Simple Training Can Prevent Police From Mistaking Gun for Taser
Capture error occurs when a person is trained to differing degrees on similar tasks, and the “muscle memory,” for lack of a better term, of the more intensely trained task takes over when the person is called upon to do the less intensely trained task during times of stress.
In the case of police weapons confusion, Axon, the manufacturer of Tasers, recommends officers fire off a minimum of two cartridges in training each year. Because the cartridges are expensive compared to bullets, that is all the training that most police departments do. By contrast, most police departments require officers to qualify on firearms by firing 50 to 100 rounds at a firing range each year. Other types of firearms training have police drawing their guns and pulling the trigger a couple of hundred times a year.
Two trigger pulls versus 200 makes it easy to envision how the gun training might override the Taser training in stressful situations so that the gun is pulled when the mental intent is to pull the Taser. Research has shown that the police with the most capture errors are those who have the greatest disparity in the number of Taser versus gun trigger pulls—firearms instructors, SWAT team members, and others frequently practicing marksmanship.

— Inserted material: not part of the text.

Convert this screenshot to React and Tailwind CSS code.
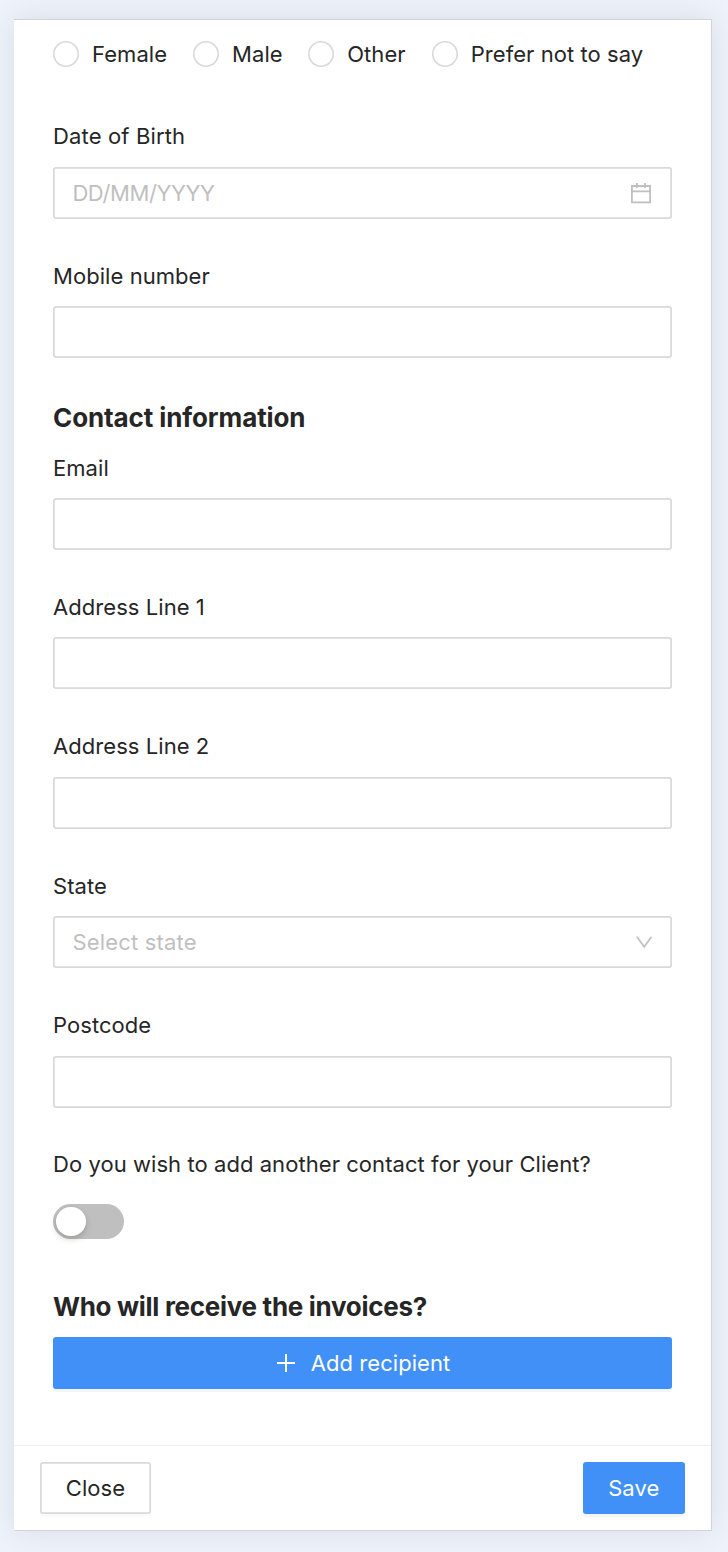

In the early 2000s, Axon tried to address the issue by recommending holstering the Taser on the opposite side from the gun. It made no difference. Then Axon tried making the Tasers different colors such as bright yellow.
Neither the color nor the fact that the Taser is plastic nor that it is weighted differently than a gun made any difference. In a stressful situation when confronting a suspect, police focus on the suspect’s behavior. That exclusive focus means they don’t register the color, weight, or material of the weapon they have drawn.
How often does weapons confusion result in a police shooting? Retired police officer Gerald Takano of Raleigh, North Carolina, has studied the problem extensively and found 18 incidents since 2001, about one a year.
“There is no reason to believe it’s going to diminish until it’s addressed systemically, nationwide,” said Takano.
Takano developed training to reduce weapons confusion. He simply calls out “gun,” or “Taser,” or “flashlight” after telling officers to draw whatever he calls out. An officer who touches, moves, or draws the wrong tool is counted as making an error. A study showed that, on the first session, the error rate was 56%. The next day, it was 36%. By the fourth session, no one was drawing the wrong tool, and by the seventh session, the error rate was 0%.
The study showed two things: (1) police make a lot of mistakes in drawing their tools and (2) they can be easily trained to not make mistakes. This begs the questions of why more police departments are not training this way and if they can be held liable for what is obviously a training error when a weapons confusion shooting occurs.